>> start

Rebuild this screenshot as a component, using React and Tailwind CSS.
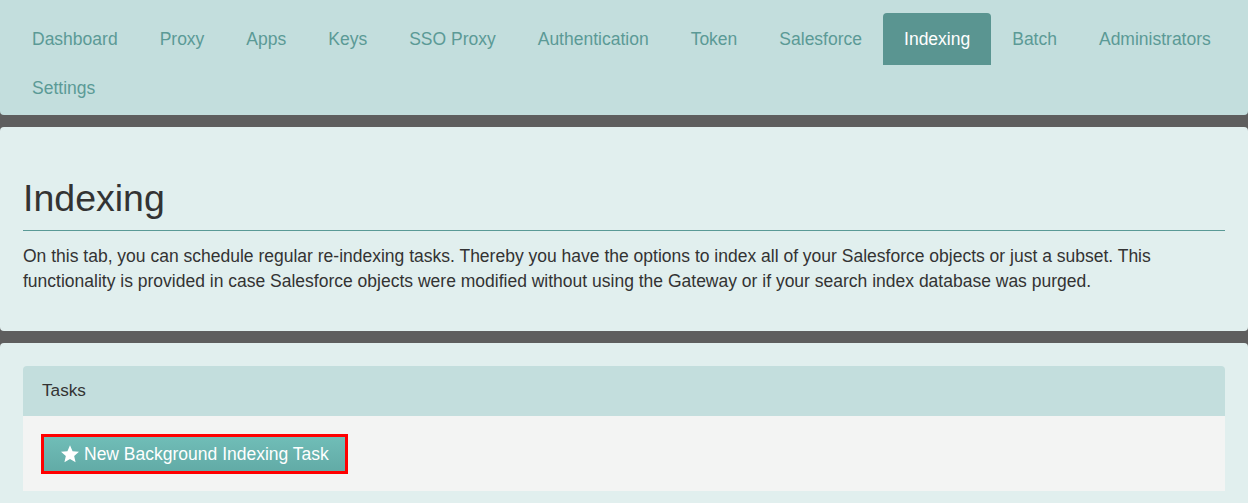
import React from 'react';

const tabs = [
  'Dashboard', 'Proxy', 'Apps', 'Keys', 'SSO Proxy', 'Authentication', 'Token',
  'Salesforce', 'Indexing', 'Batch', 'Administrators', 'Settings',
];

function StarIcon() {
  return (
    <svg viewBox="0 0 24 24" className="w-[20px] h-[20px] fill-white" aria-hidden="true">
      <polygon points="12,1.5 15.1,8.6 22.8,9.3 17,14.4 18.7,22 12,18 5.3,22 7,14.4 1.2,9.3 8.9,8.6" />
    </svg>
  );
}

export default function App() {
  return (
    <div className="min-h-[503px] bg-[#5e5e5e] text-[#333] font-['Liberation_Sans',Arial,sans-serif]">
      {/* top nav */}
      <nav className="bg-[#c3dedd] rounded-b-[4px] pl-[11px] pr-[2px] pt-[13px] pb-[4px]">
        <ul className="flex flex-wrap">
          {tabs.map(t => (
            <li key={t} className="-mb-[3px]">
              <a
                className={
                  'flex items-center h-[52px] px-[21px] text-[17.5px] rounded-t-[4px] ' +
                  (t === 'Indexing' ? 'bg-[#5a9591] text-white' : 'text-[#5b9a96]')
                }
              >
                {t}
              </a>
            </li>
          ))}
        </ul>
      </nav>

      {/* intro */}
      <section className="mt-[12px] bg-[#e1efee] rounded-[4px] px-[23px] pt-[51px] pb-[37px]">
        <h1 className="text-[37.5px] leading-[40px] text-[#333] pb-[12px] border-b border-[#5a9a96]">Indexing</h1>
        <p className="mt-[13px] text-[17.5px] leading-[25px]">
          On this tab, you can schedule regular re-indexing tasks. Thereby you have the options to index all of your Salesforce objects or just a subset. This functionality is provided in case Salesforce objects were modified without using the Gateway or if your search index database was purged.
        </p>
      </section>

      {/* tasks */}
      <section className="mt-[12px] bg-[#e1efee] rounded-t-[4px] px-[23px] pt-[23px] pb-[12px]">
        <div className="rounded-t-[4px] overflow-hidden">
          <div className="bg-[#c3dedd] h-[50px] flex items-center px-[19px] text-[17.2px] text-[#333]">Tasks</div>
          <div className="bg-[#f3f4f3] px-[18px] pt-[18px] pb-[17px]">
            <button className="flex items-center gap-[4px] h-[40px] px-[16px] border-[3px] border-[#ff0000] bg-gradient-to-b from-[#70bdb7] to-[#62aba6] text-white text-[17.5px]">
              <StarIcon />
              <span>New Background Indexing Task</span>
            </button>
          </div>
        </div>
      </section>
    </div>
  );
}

>> end

▶ **Exercise instructions**:
Reproduce the full listing above verbatim, with no pictures included.

▶ **Full response**:
Rebuild this screenshot as a component, using React and Tailwind CSS.
import React from 'react';

const tabs = [
  'Dashboard', 'Proxy', 'Apps', 'Keys', 'SSO Proxy', 'Authentication', 'Token',
  'Salesforce', 'Indexing', 'Batch', 'Administrators', 'Settings',
];

function StarIcon() {
  return (
    <svg viewBox="0 0 24 24" className="w-[20px] h-[20px] fill-white" aria-hidden="true">
      <polygon points="12,1.5 15.1,8.6 22.8,9.3 17,14.4 18.7,22 12,18 5.3,22 7,14.4 1.2,9.3 8.9,8.6" />
    </svg>
  );
}

export default function App() {
  return (
    <div className="min-h-[503px] bg-[#5e5e5e] text-[#333] font-['Liberation_Sans',Arial,sans-serif]">
      {/* top nav */}
      <nav className="bg-[#c3dedd] rounded-b-[4px] pl-[11px] pr-[2px] pt-[13px] pb-[4px]">
        <ul className="flex flex-wrap">
          {tabs.map(t => (
            <li key={t} className="-mb-[3px]">
              <a
                className={
                  'flex items-center h-[52px] px-[21px] text-[17.5px] rounded-t-[4px] ' +
                  (t === 'Indexing' ? 'bg-[#5a9591] text-white' : 'text-[#5b9a96]')
                }
              >
                {t}
              </a>
            </li>
          ))}
        </ul>
      </nav>

      {/* intro */}
      <section className="mt-[12px] bg-[#e1efee] rounded-[4px] px-[23px] pt-[51px] pb-[37px]">
        <h1 className="text-[37.5px] leading-[40px] text-[#333] pb-[12px] border-b border-[#5a9a96]">Indexing</h1>
        <p className="mt-[13px] text-[17.5px] leading-[25px]">
          On this tab, you can schedule regular re-indexing tasks. Thereby you have the options to index all of your Salesforce objects or just a subset. This functionality is provided in case Salesforce objects were modified without using the Gateway or if your search index database was purged.
        </p>
      </section>

      {/* tasks */}
      <section className="mt-[12px] bg-[#e1efee] rounded-t-[4px] px-[23px] pt-[23px] pb-[12px]">
        <div className="rounded-t-[4px] overflow-hidden">
          <div className="bg-[#c3dedd] h-[50px] flex items-center px-[19px] text-[17.2px] text-[#333]">Tasks</div>
          <div className="bg-[#f3f4f3] px-[18px] pt-[18px] pb-[17px]">
            <button className="flex items-center gap-[4px] h-[40px] px-[16px] border-[3px] border-[#ff0000] bg-gradient-to-b from-[#70bdb7] to-[#62aba6] text-white text-[17.5px]">
              <StarIcon />
              <span>New Background Indexing Task</span>
            </button>
          </div>
        </div>
      </section>
    </div>
  );
}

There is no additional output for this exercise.